The GBP/USD pair is currently in a correction phase after its recent rise, with a short-term rebound in the US dollar and a decline in UK yields jointly driving the pullback. In the short term, the pair may fluctuate around the 1.35-1.36 range, awaiting new fundamental drivers. The key to future price movements lies in changes in expectations for Federal Reserve policy and the path of UK inflation and interest rates. If the US dollar weakens again, the pair still has room to rise. From a technical perspective, on the daily chart, the GBP/USD pair maintains an upward trend, with prices continuously making new highs, and the overall bullish structure remains intact. However, the pair encountered significant pressure near the 1.3600 level, indicating strong resistance in that area. If this level is broken, a further test of the 1.3700 area is possible; however, the 1.3400-1.3450 range forms important support, and a break below this level could trigger a deeper correction.

 

Consider going long on GBP at 1.3525 today, with a stop loss at 1.3510 and targets at 1.3580 and 1.3590.

 

 

USD/JPY

 

USD/JPY struggled to capitalize on the previous day's modest gains, encountering renewed supply pressure during Thursday's Asian session. The spot price fell to the 158.70-158.65 range in the last hour, near Tuesday's weekly low, influenced by a weaker dollar. The dollar index hovered near its lowest level since early March due to expectations of a lasting ceasefire between the US and Iran, supporting market optimism. In fact, US President Trump stated that the war with Iran was nearing its end. This news, coupled with optimistic expectations of continued US-Iran negotiations, weakened the dollar's status as the global reserve currency, putting downward pressure on USD/JPY. Meanwhile, expectations of diplomatic efforts to end the conflict kept crude oil prices near the three-week low hit on Tuesday. This helped ease inflation concerns and dampen hawkish expectations from the Federal Reserve, becoming another factor suppressing the dollar. On the other hand, the yen received some support due to market speculation that authorities would intervene to curb its currency's weakness, pushing USD/JPY down.

 

Last week, USD/JPY was generally in a technical pattern of high-level consolidation, weakening bullish momentum, and increased risk of a pullback. The weekly chart showed weak selling pressure, with a short-term bias towards a downward trend. However, the current USD/JPY movement exhibits typical multi-factor driven characteristics.

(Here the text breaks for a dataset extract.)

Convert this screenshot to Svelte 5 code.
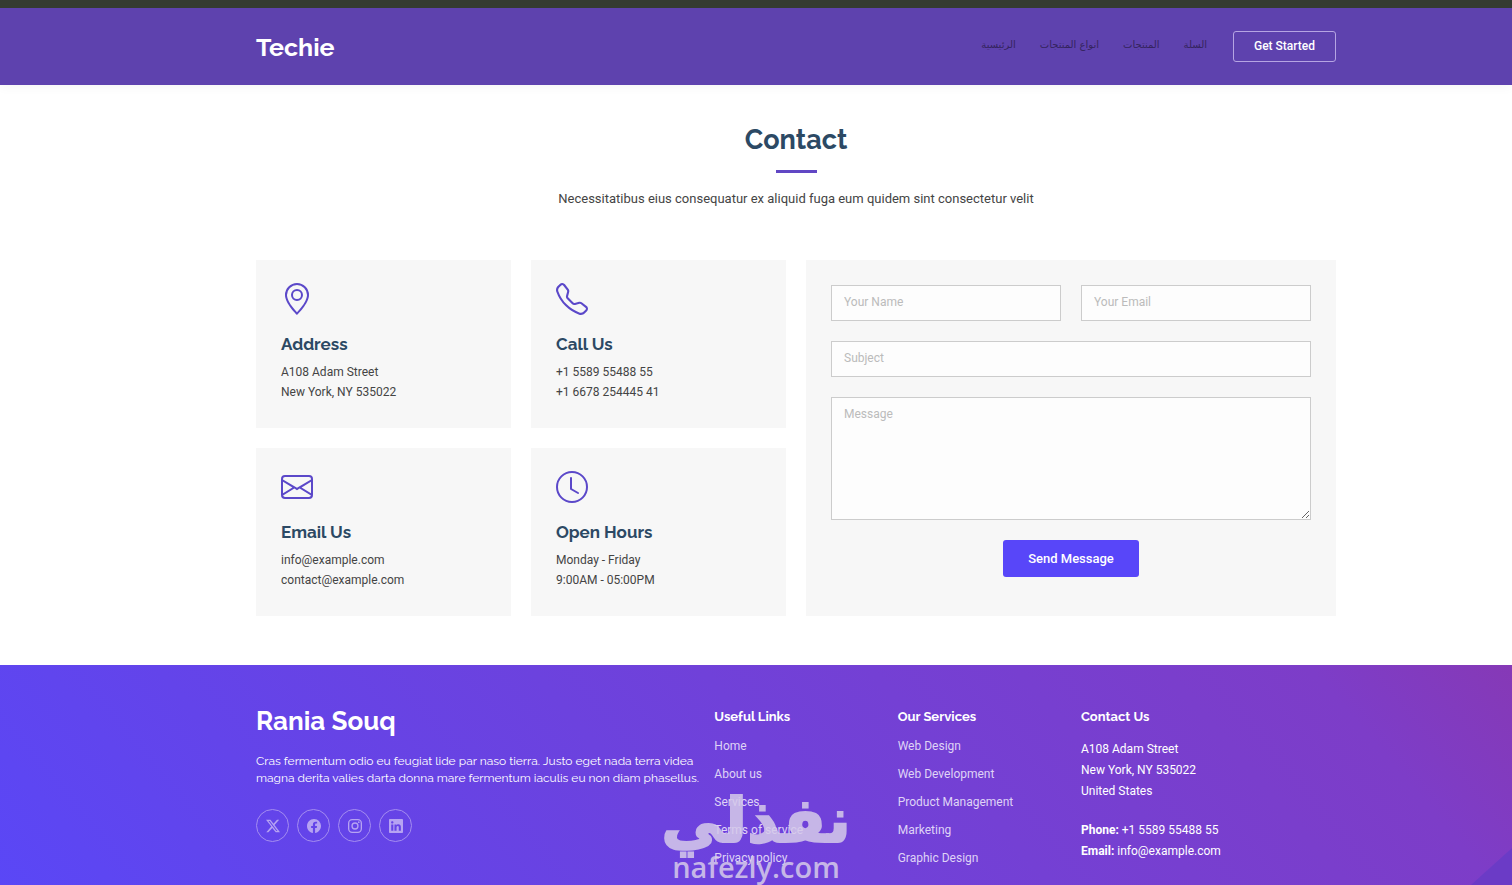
<script>
	const nav = ['الرئيسية', 'انواع المنتجات', 'المنتجات', 'السلة'];

	const cards = [
		{ icon: 'geo', title: 'Address', lines: ['A108 Adam Street', 'New York, NY 535022'] },
		{ icon: 'phone', title: 'Call Us', lines: ['+1 5589 55488 55', '+1 6678 254445 41'] },
		{ icon: 'envelope', title: 'Email Us', lines: ['info@example.com', 'contact@example.com'] },
		{ icon: 'clock', title: 'Open Hours', lines: ['Monday - Friday', '9:00AM - 05:00PM'] }
	];

	const columns = [
		{
			title: 'Useful Links',
			links: ['Home', 'About us', 'Services', 'Terms of service', 'Privacy policy']
		},
		{
			title: 'Our Services',
			links: ['Web Design', 'Web Development', 'Product Management', 'Marketing', 'Graphic Design']
		}
	];

	const socials = [
		{ icon: 'x', label: 'X' },
		{ icon: 'facebook', label: 'Facebook' },
		{ icon: 'instagram', label: 'Instagram' },
		{ icon: 'linkedin', label: 'LinkedIn' }
	];

	const icons = {
		geo: 'M12.166 8.94c-.524 1.062-1.234 2.12-1.96 3.07A32 32 0 0 1 8 14.58a32 32 0 0 1-2.206-2.57c-.726-.95-1.436-2.008-1.96-3.07C3.304 7.867 3 6.862 3 6a5 5 0 0 1 10 0c0 .862-.305 1.867-.834 2.94M8 16s6-5.686 6-10A6 6 0 0 0 2 6c0 4.314 6 10 6 10M8 8a2 2 0 1 1 0-4 2 2 0 0 1 0 4m0 1a3 3 0 1 0 0-6 3 3 0 0 0 0 6',
		phone: 'M3.654 1.328a.678.678 0 0 0-1.015-.063L1.605 2.3c-.483.484-.661 1.169-.45 1.77a17.6 17.6 0 0 0 4.168 6.608 17.6 17.6 0 0 0 6.608 4.168c.601.211 1.286.033 1.77-.45l1.034-1.034a.678.678 0 0 0-.063-1.015l-2.307-1.794a.68.68 0 0 0-.58-.122l-2.19.547a1.75 1.75 0 0 1-1.657-.459L5.482 8.062a1.75 1.75 0 0 1-.46-1.657l.548-2.19a.68.68 0 0 0-.122-.58zM1.884.511a1.745 1.745 0 0 1 2.612.163L6.29 2.98c.329.423.445.974.315 1.494l-.547 2.19a.68.68 0 0 0 .178.643l2.457 2.457a.68.68 0 0 0 .644.178l2.189-.547a1.75 1.75 0 0 1 1.494.315l2.306 1.794c.829.645.905 1.87.163 2.611l-1.034 1.034c-.74.74-1.846 1.065-2.877.702a18.6 18.6 0 0 1-7.01-4.42 18.6 18.6 0 0 1-4.42-7.009c-.362-1.03-.037-2.137.703-2.877z',
		envelope: 'M0 4a2 2 0 0 1 2-2h12a2 2 0 0 1 2 2v8a2 2 0 0 1-2 2H2a2 2 0 0 1-2-2zm2-1a1 1 0 0 0-1 1v.217l7 4.2 7-4.2V4a1 1 0 0 0-1-1zm13 2.383-4.708 2.825L15 11.105zm-.034 6.876-5.64-3.471L8 9.583l-1.326-.795-5.64 3.47A1 1 0 0 0 2 13h12a1 1 0 0 0 .966-.741M1 11.105l4.708-2.897L1 5.383z',
		clock: 'M8 3.5a.5.5 0 0 0-1 0V9a.5.5 0 0 0 .252.434l3.5 2a.5.5 0 0 0 .496-.868L8 8.71zM8 16A8 8 0 1 0 8 0a8 8 0 0 0 0 16m7-8A7 7 0 1 1 1 8a7 7 0 0 1 14 0',
		x: 'M12.6.75h2.454l-5.36 6.142L16 15.25h-4.937l-3.867-5.07-4.425 5.07H.316l5.733-6.57L0 .75h5.063l3.495 4.633L12.601.75Zm-.86 13.028h1.36L4.323 2.145H2.865z',
		facebook: 'M16 8.049c0-4.446-3.582-8.05-8-8.05C3.58 0-.002 3.603-.002 8.05c0 4.017 2.926 7.347 6.75 7.951v-5.625h-2.03V8.05H6.75V6.275c0-2.017 1.195-3.131 3.022-3.131.876 0 1.791.157 1.791.157v1.98h-1.009c-.993 0-1.303.621-1.303 1.258v1.51h2.218l-.354 2.326H9.25V16c3.824-.604 6.75-3.934 6.75-7.951',
		linkedin: 'M0 1.146C0 .513.526 0 1.175 0h13.65C15.474 0 16 .513 16 1.146v13.708c0 .633-.526 1.146-1.175 1.146H1.175C.526 16 0 15.487 0 14.854zm4.943 12.248V6.169H2.542v7.225zm-1.2-8.212c.837 0 1.358-.554 1.358-1.248-.015-.709-.52-1.248-1.342-1.248S2.4 3.226 2.4 3.934c0 .694.521 1.248 1.327 1.248zm4.908 8.212V9.359c0-.216.016-.432.08-.586.173-.431.568-.878 1.232-.878.869 0 1.216.662 1.216 1.634v3.865h2.401V9.25c0-2.22-1.184-3.252-2.764-3.252-1.274 0-1.845.7-2.165 1.193v-1.022h-2.4c.03.678 0 7.225 0 7.225z'
	};

	let form = $state({ name: '', email: '', subject: '', message: '' });

	function send(event) {
		event.preventDefault();
		form = { name: '', email: '', subject: '', message: '' };
	}
</script>

{#snippet icon(name)}
	<svg viewBox="0 0 16 16" aria-hidden="true">
		{#if name === 'instagram'}
			<rect class="line" x="0.75" y="0.75" width="14.5" height="14.5" rx="4" />
			<circle class="line" cx="8" cy="8" r="3.4" />
			<circle cx="12.3" cy="3.7" r="1" />
		{:else}
			<path fill-rule="evenodd" d={icons[name]} />
		{/if}
	</svg>
{/snippet}

<div class="page">
	<header>
		<div class="container bar">
			<a class="logo" href="#home">Techie</a>
			<nav>
				{#each nav as item}
					<a href="#home" lang="ar">{item}</a>
				{/each}
			</nav>
			<a class="get-started" href="#start">Get Started</a>
		</div>
	</header>

	<main>
		<div class="container">
			<div class="section-title">
				<h2>Contact</h2>
				<p>Necessitatibus eius consequatur ex aliquid fuga eum quidem sint consectetur velit</p>
			</div>

			<div class="contact">
				<div class="cards">
					{#each cards as card}
						<div class="card">
							{@render icon(card.icon)}
							<h3>{card.title}</h3>
							{#each card.lines as line}
								<p>{line}</p>
							{/each}
						</div>
					{/each}
				</div>

				<form onsubmit={send}>
					<input type="text" aria-label="Your Name" placeholder="Your Name" bind:value={form.name} />
					<input type="email" aria-label="Your Email" placeholder="Your Email" bind:value={form.email} />
					<input class="wide" type="text" aria-label="Subject" placeholder="Subject" bind:value={form.subject} />
					<textarea class="wide" aria-label="Message" placeholder="Message" bind:value={form.message}></textarea>
					<button class="wide" type="submit">Send Message</button>
				</form>
			</div>
		</div>
	</main>

	<footer>
		<div class="container">
			<div class="footer-row">
				<div class="about">
					<a class="site-name" href="#home">Rania Souq</a>
					<p>
						Cras fermentum odio eu feugiat lide par naso tierra. Justo eget nada terra videa magna
						derita valies darta donna mare fermentum iaculis eu non diam phasellus.
					</p>
					<div class="socials">
						{#each socials as social}
							<a href="#social" aria-label={social.label}>{@render icon(social.icon)}</a>
						{/each}
					</div>
				</div>
				{#each columns as column}
					<div>
						<h4>{column.title}</h4>
						<ul>
							{#each column.links as link}
								<li><a href="#link">{link}</a></li>
							{/each}
						</ul>
					</div>
				{/each}
				<div class="address">
					<h4>Contact Us</h4>
					<p>A108 Adam Street</p>
					<p>New York, NY 535022</p>
					<p>United States</p>
					<p class="phone"><strong>Phone:</strong> +1 5589 55488 55</p>
					<p><strong>Email:</strong> info@example.com</p>
				</div>
			</div>
		</div>
		<div class="stamp">
			<span class="stamp-ar" lang="ar">نفذلي</span>
			<span class="stamp-en">nafezly.com</span>
		</div>
	</footer>
</div>

<style>
	:global(body) {
		background: #fff;
		color: #444;
		font-family: Roboto, 'Liberation Sans', sans-serif;
		font-size: 12px;
	}
	.page {
		--heading: Raleway, Lato, sans-serif;
		display: flex;
		flex-direction: column;
		min-height: 100vh;
	}
	.page * {
		box-sizing: border-box;
	}
	a {
		color: inherit;
		text-decoration: none;
	}
	h2,
	h3,
	h4,
	p,
	ul {
		margin: 0;
		padding: 0;
	}
	h2,
	h3,
	h4 {
		font-family: var(--heading);
		font-weight: 700;
	}
	svg {
		display: block;
		fill: currentColor;
	}
	.line {
		fill: none;
		stroke: currentColor;
		stroke-width: 1.5;
	}
	header,
	main,
	footer {
		padding-left: 80px;
	}
	.container {
		max-width: 1080px;
		margin: 0 auto;
	}

	header {
		border-top: 8px solid #353b31;
		background: #5e42ae;
		box-shadow: 0 0 12px rgba(0, 0, 0, 0.06);
	}
	.bar {
		display: flex;
		align-items: center;
		height: 77px;
	}
	.logo {
		margin-right: auto;
		color: #fff;
		font-family: var(--heading);
		font-size: 25px;
		font-weight: 700;
	}
	nav {
		display: flex;
		gap: 24px;
		margin-right: 26px;
		padding-bottom: 4px;
		color: #35245f;
		font-family: 'DejaVu Sans', sans-serif;
		font-size: 10px;
	}
	.get-started {
		padding: 0 20px;
		border: 1px solid #b6a5e3;
		border-radius: 3px;
		color: #fff;
		font-weight: 500;
		line-height: 29px;
	}

	main {
		padding-bottom: 49px;
	}
	.section-title {
		padding: 39px 0 50px;
		text-align: center;
	}
	h2 {
		color: #2c4964;
		font-size: 27px;
		line-height: 32px;
	}
	h2::after {
		content: '';
		display: block;
		width: 41px;
		height: 3px;
		margin: 14px auto 15px;
		background: #6147c4;
	}
	.section-title p {
		font-size: 13px;
		line-height: 22px;
	}
	.contact {
		display: grid;
		grid-template-columns: 1fr 1fr;
		gap: 20px;
	}
	.cards {
		display: grid;
		grid-template-columns: 1fr 1fr;
		gap: 20px;
	}
	.card {
		padding: 23px 25px 26px;
		background: #f7f7f7;
		line-height: 20px;
	}
	.card svg {
		width: 32px;
		height: 32px;
		margin-bottom: 18px;
		color: #5b48c9;
	}
	h3 {
		margin-bottom: 7px;
		color: #2c4964;
		font-size: 17px;
		line-height: 22px;
	}
	form {
		display: grid;
		grid-template-columns: 1fr 1fr;
		align-content: start;
		gap: 20px;
		padding: 25px;
		background: #f7f7f7;
	}
	input,
	textarea {
		width: 100%;
		min-width: 0;
		margin: 0;
		padding: 0 12px 2px;
		border: 1px solid #ccc;
		border-radius: 0;
		background: #fdfdfd;
		color: #444;
		font: 12px Roboto, sans-serif;
	}
	input {
		height: 36px;
	}
	textarea {
		display: block;
		height: 123px;
		padding-top: 9px;
	}
	input::placeholder,
	textarea::placeholder {
		color: #bbb;
	}
	.wide {
		grid-column: 1 / -1;
	}
	button {
		justify-self: center;
		padding: 0 25px;
		border: 0;
		border-radius: 3px;
		background: #5846f9;
		color: #fff;
		font: 500 13px/37px Roboto, sans-serif;
	}

	footer {
		position: relative;
		flex: 1;
		overflow: hidden;
		background:
			linear-gradient(318deg, #6b3bc6 27px, transparent 28px),
			linear-gradient(50deg, #5a47f6 0%, #6344ea 20%, #6c42de 42%, #7440d4 62%, #7d3dc8 88%, #8639b6 100%);
		color: #fff;
	}
	.footer-row {
		display: grid;
		grid-template-columns: 5fr 2fr 2fr 3fr;
		margin-right: -20px;
		padding: 40px 0 12px;
	}
	.footer-row > div {
		padding-right: 8px;
	}
	.site-name {
		font-family: var(--heading);
		font-size: 26px;
		font-weight: 700;
		line-height: 32px;
	}
	.about p {
		margin: 16px 0 22px;
		font-family: var(--heading);
		font-size: 12px;
		line-height: 17px;
	}
	.socials {
		display: flex;
		gap: 8px;
	}
	.socials a {
		display: grid;
		place-items: center;
		width: 33px;
		height: 33px;
		border: 1px solid #a48df0;
		border-radius: 50%;
		color: #b6a3f2;
	}
	.socials svg {
		width: 14px;
		height: 14px;
	}
	h4 {
		padding-top: 2px;
		font-size: 13px;
		line-height: 20px;
	}
	ul {
		margin-top: 5px;
		list-style: none;
		color: #dfd3f6;
		line-height: 28px;
	}
	.address p {
		line-height: 21px;
	}
	.address h4 {
		margin-bottom: 12px;
	}
	.address .phone {
		margin-top: 18px;
	}
	.stamp {
		position: absolute;
		bottom: 2px;
		left: 50%;
		display: flex;
		flex-direction: column;
		align-items: center;
		transform: translateX(-50%);
		color: #d6cbea;
		opacity: 0.85;
		pointer-events: none;
	}
	.stamp-ar {
		font: 700 62px/60px 'DejaVu Sans', sans-serif;
		-webkit-text-stroke: 2px #d6cbea;
	}
	.stamp-en {
		font: 600 29px/32px 'Open Sans', sans-serif;
	}
</style>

The daily chart shows that USD/JPY found support and rebounded after pulling back below 158, and is still in a consolidation phase within a medium-term uptrend. The current price has rebounded above the 40-day moving average at 157.91 and the 158.00 (psychological level) area, indicating a recovery in bullish strength, but significant resistance remains at 159.20 (20-day moving average). A successful break above this level could lead to a further test of the 160.00 (psychological level). On the downside, the 40-day moving average at 157.91 and the area around the psychological level of 158.00 form key short-term support. A break below this level could lead to a retest of the 157.40 and 157.00 psychological levels.

 

Today, consider shorting the US dollar at 159.20, with a stop-loss at 159.40 and targets at 158.40 and 158.30.

 

 

EUR/USD

 

The euro/dollar pair traded positively near 1.1800 in early Asian trading on Thursday. The euro edged higher against the dollar, driven by risk appetite and optimism surrounding a potential ceasefire between the US and Iran. Traders bought risk assets like the euro amid hopes for a new round of negotiations. The Associated Press reported on Wednesday that despite tensions in the Strait of Hormuz, the US and Iran were close to extending the ceasefire and restarting negotiations on a long-term peace agreement. Signs of easing tensions in the Middle East boosted risk appetite, and falling oil prices helped alleviate inflation concerns; European Central Bank policymakers are inclined to keep interest rates unchanged at their April policy meeting. ECB President Christine Lagarde said this week that the central bank needs to remain "fully flexible" on interest rates, but emphasized that there is no inclination to raise rates. However, traders believe a rate hike is inevitable, expecting two 25-basis-point increases this year.

 

From a technical perspective, the four-hour chart shows a bullish trend for the euro against the dollar in the short term, as the price has clearly stabilized above key moving averages. The 20-period simple moving average (SMA) at 1.1765 provides the first layer of dynamic support, while the 50-period SMA clusters around 1.1686, at a lower level, suggesting a solid upward trend in fundamentals. Momentum indicators remain constructive, rising within positive territory, while the 14-period Relative Strength Index (RSI) hovers around 68, indicating that buying pressure persists even as the exchange rate climbs to new highs. On the daily chart, the euro/dollar pair is in a bullish trend, rising for the seventh consecutive day. Momentum indicators support further gains, while the RSI is at 65, significantly high, suggesting that buying pressure remains dominant for the time being. Immediate resistance is around 1.1830, the high reached at the end of February. A break above this level would target the next resistance at 1.1900. Initial support is seen where the 50-period SMA clusters around 1.1686, reinforcing a deeper support zone. If the current upward trend pauses or retraces, buyers are expected to reappear around the 1.1600 level.

 

Consider going long on the Euro today at 1.1772, with a stop-loss at 1.1760 and targets at 1.1820 and 1.1830.